When deploying SOC capabilities in the cloud, you should expect to retain control of your environment while having an easier way to administer and maintain your SOC infrastructure. You should also expect that, with an agile cloud solution, you will have the ability to elastically extend into managed detection and response (MDR) and/or further managed security services (MSS).
As cloud deployments inevitably expand, organizations need to ensure that their security operations can provide coverage for and from the cloud.
Security Collaboration
To protect your organization against the threats of today and tomorrow, your SOC needs to collaborate, both externally and internally. Because threats to information security are frequently global in nature, your SOC cannot be limited to observing traffic from only within local domains — your approach needs to be global as well.
Effective external collaboration means leveraging open standards as well as community- and custom-curated intelligence. Open standards such as Structured Threat Information Expression (STIX), Trusted Automated Exchange of Indicator Information (TAXII) and Cyber Observable Expression (CybOX) can help create a common language for ingesting and sharing cyberthreat information. Through these standards, information can be quickly consumed and/or shared. When WannaCry hit, for example, analysts took advantage of the available STIX over TAXII protocols to import from public collections, such as the one maintained by the IBM X-Force Research team, which contained known IP addresses, checksums and security product coverage for this specific campaign.
Effective internal collaboration means that the right policies, practices and playbooks are in place to respond to complex threats. These playbooks need to be dynamic and, wherever possible, automated. If an incident does occur, your teams should not have to waste any time performing repetitive initial triage steps. All relevant intelligence, user data and historical information should automatically form the basis of a case and get escalated to the right teams for further review.
A collaborative, unified approach to information security management can help provide organizations with the leverage they need to fight cybercrime.
Think Cognitive
In a given year, it is not uncommon for a SOC to experience millions of security events or spend thousands of hours dealing with false positives, all while attempting to stay on top of thousands of software vulnerabilities and over a million security bulletin updates. If 2017 is any indication, these numbers will only rise as we enter a new year. In line with these expectations and amid the effort to keep pace with the rapidly evolving threat landscape, cybersecurity spending is expected to rise further in 2018.

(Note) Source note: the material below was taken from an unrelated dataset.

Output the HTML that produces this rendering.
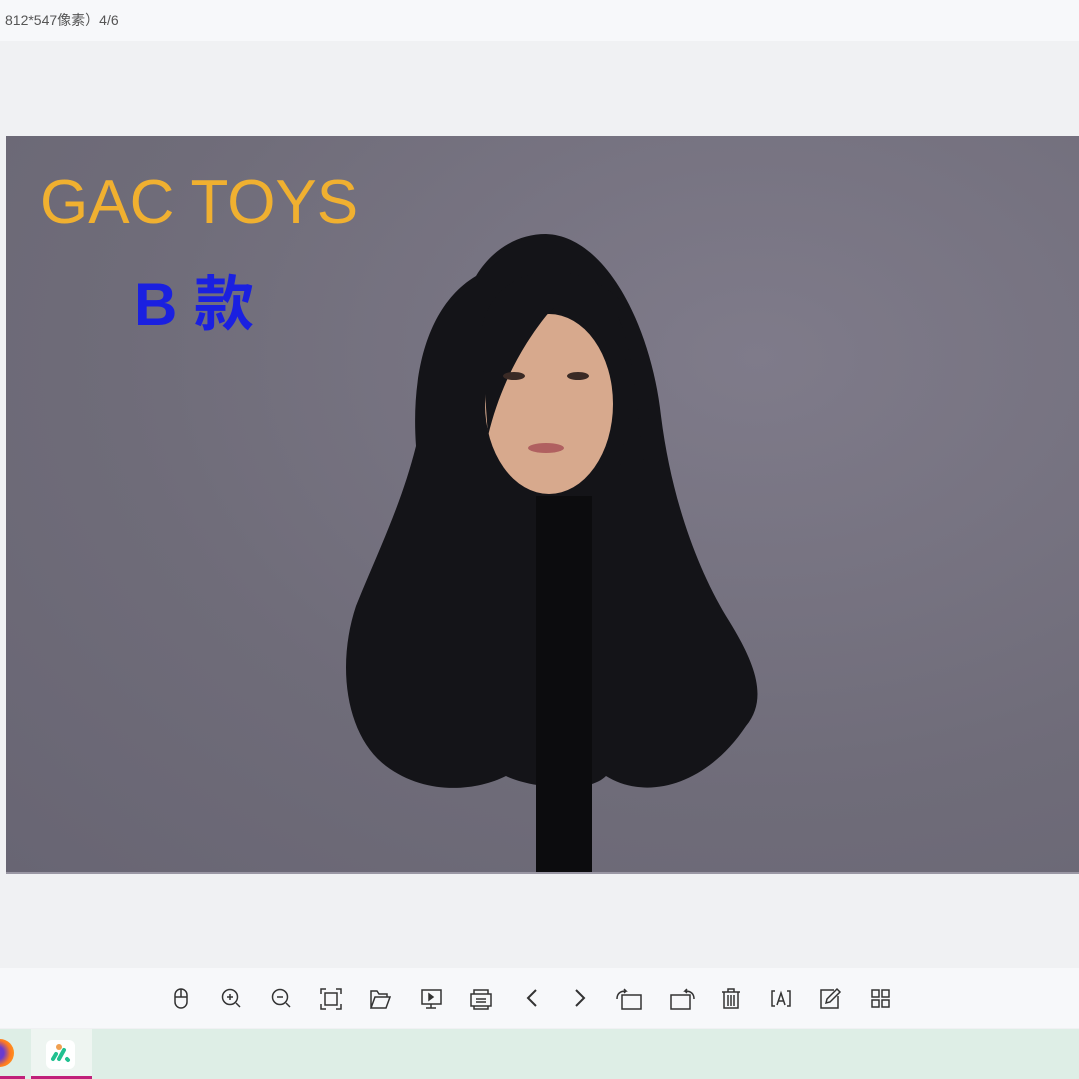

As organizations look to expand their security operations, they can expect to face an increasingly competitive market as well as a shortage of qualified security professionals. Even with skilled analysts and other security practitioners staffed around the clock, organizations and their teams are still challenged to make sense of the expanding corpus of security knowledge that is available across a broadly diversified set of sources, including threat databases, research reports, security textbooks, vulnerability disclosures, popular websites, blogs and other media. The amount of security data and information that organizations process is simply insurmountable by individuals alone.
Cognitive solutions can play an important role in security operations and response. Through the application of machine-assisted learning and intelligence-driven decisions, analysts and other users can augment their efforts, discover paths and establish linkages between data points that may be easily missed by human review. By leveraging the cognitive capabilities of IBM QRadar Advisor with Watson to analyze threat data, SOC analysts can make faster and more accurate decisions.
If you are planning a new deployment or an expansion to your security operations in 2018, demand that cognitive technologies are a part of the solution.
Make Your Security Operations Resolutions Now
Whether you are deploying your own SOC or working with a managed security services provider (MSSP), resolve to advance your security operations and response with the right tools and practices to ensure that your organization is protected and ready for what’s next.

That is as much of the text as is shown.